А вот Ганс встречает с товарищами Рождество  1942 года. Он был католиком, да и все, кто сидит за этим столом, наверняка считали себя добрыми христианами. Взгляните на их смеющиеся довольные  лица. На эту нарядную ёлочку, обвешанную мишурой. На этот замечательный стол с вином и шампанским. А теперь посмотрите на два каравая хлеба, лежащие в шкафчике на стене. Такие в армейской пекарне не пекут. Их солдаты вермахта отобрали у местных крестьян, как отбирали почти все продукты. «Около шести недель назад мы организовали вчетвером три молодые курицы и петуха. Мы их уже как следует откормили. У нас всё хорошо». Часть Ганса стоит в районе Волхова под Ленинградом, в котором второй год умирают от голода люди. Там на столах блокадников - считанные граммы эрзац-хлеба, здесь, в блиндаже со свастикой, - румяные караваи и по курице на каждого. Может быть, Ганс не знает, как вымирает город? Знает. Они знали всё и потому, когда их загнали в угол, на пощаду не рассчитывали. «Радио хорошо информирует, русские недалеко от Берлина. Восточная Пруссия нам весьма необходима, если мы не хотим умереть с голоду. Должно же быть решение. Не будем терять мужества», — напишет Ганс в своём последнем письме домой в феврале 1945 года. Он не раскаивается, он только жалеет, что всё закончилось не так, как хотелось бы. Каяться пришлось его сыну Клаусу.

Урок истории

– Когда в детстве мама говорит тебе, что твой папа был военным регулировщиком и никого не убивал, а потом ты узнаёшь, что он делал на самом деле, – это меняет всю твою жизнь, – говорит младший сын Ганса Клаус.

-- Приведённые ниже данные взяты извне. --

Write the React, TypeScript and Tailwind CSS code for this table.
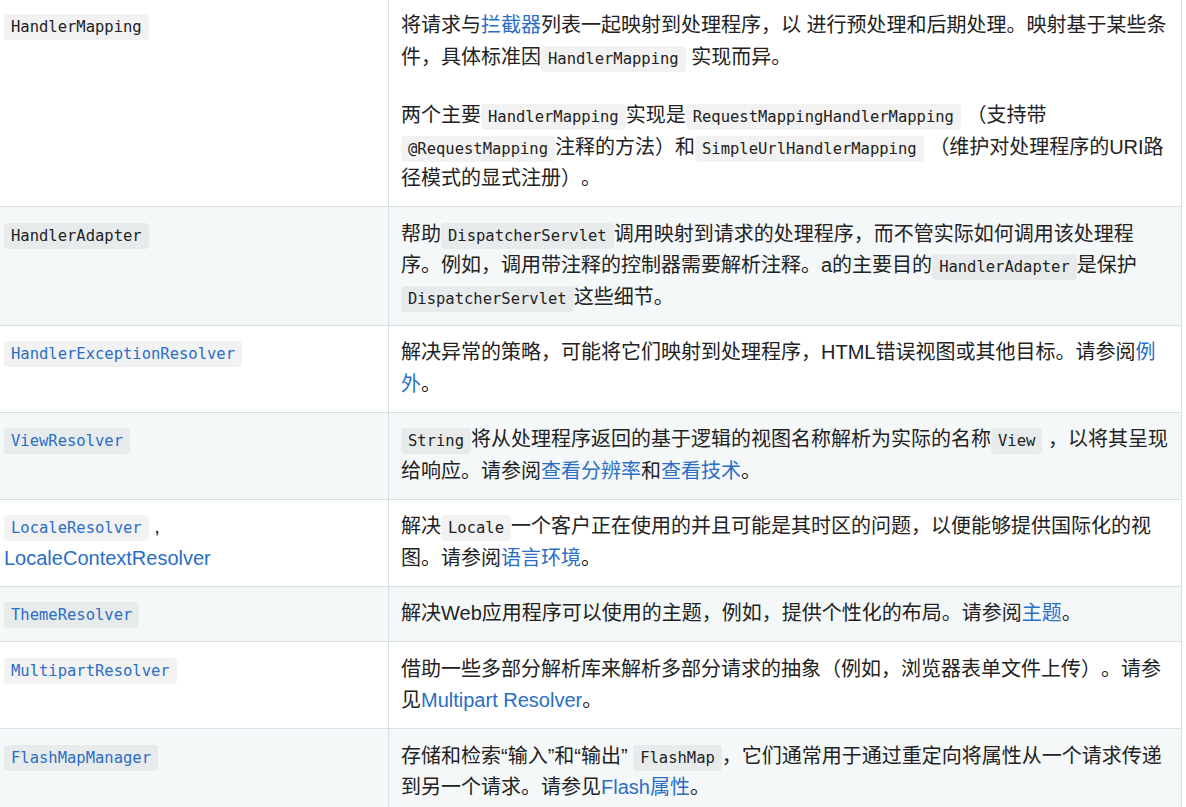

Профессор философии, правозащитник, пацифист, он и спустя десятилетия всё пытается понять, что же тогда произошло с его отцом и всей нацией? Именно поэтому он забрал у родственников письма и фотографии отца, нашел в российском архиве учётное дело военнопленного Шпикермана. Собирал эти осколки прошлого, чтобы посмотреть, во что превращает человека нацизм.

– Старший брат меня отговаривал, – рассказывает Клаус. – «Ну зачем тебе всё это нужно? Это была война отца, он и все остальные получили то, что заслужили. Мы не воевали, даже то время не помним. Нас это не должно касаться. Просто возьми и забудь». Но если мы забудем, всё может повториться в любой другой стране.